The Hammer Blows: Why Mahler’s Sixth Leaves Us Changed

By Milner Fuller
Manager of Classical Programming

Why do we seek out tragedy?

We spend much of our lives trying to avoid pain, grief, and fear. And yet we willingly sit in a concert hall and listen to a work like Mahler’s Symphony No. 6, a piece so overwhelming that it can leave us shaken, even in tears.

And somehow, we feel better for it.

This paradox reaches back at least as far as Aristotle, who argued that tragedy works by arousing pity and fear, then guiding us through those emotions to a kind of release, or catharsis. The experience is intense, but it is also shaped. The emotions are given form and direction. We are not left in them. We are led through them.

Greek tragedy established a pattern that has endured for centuries. A world is presented, often ordered and structured, but already under strain. That world begins to fracture. Moments of clarity or tenderness emerge, only to be overtaken by forces that cannot be undone.

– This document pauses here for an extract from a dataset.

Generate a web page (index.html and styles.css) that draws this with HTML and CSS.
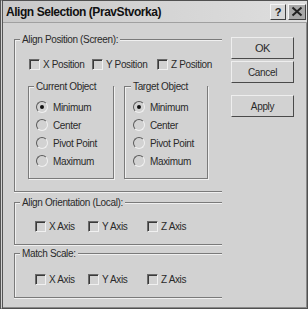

The result is not comfort in the usual sense, but something deeper. We have felt fully, and come through the experience intact.

This same pattern appears in the tragedies of William Shakespeare, and few plays trace it more starkly than King Lear.

At the beginning of Lear, the world is highly ordered. There is hierarchy, ceremony, and power. But that order is already flawed. Lear’s demand that his daughters publicly declare their love is not an act of wisdom, but of control. The structure remains intact, even as it reveals the failure at its core.

As the play unfolds, that structure begins to warp. Authority persists, but fractures into competing claims that no longer stabilize anything. Even as Lear clings to the forms of power, the world around him stops responding to it. Language fractures. Logic slips. What once felt inevitable now feels unstable.

Mahler’s Sixth follows a strikingly similar arc.

The opening movement presents a world of clarity and force. The march is disciplined and direct, but also relentless. This is not a peaceful order. It is rigid, implacable, and already touched by something harsher. Yet within it, a contrasting lyrical idea emerges, warmer and more expansive, as if something human were trying to assert itself against that force, something that feels out of place within the system that contains it. Like Lear’s court, everything is in its place, yet the underlying logic is unyielding and oppressive.

The order of the inner movements in Mahler’s Sixth Symphony has long been debated. Heard one way, the Scherzo follows the opening movement directly, its distorted rhythms echoing what has come before. Heard another, it comes later, casting a darker shadow over the Andante’s warmth. In either case, the same tensions are present, and the same tragic arc remains.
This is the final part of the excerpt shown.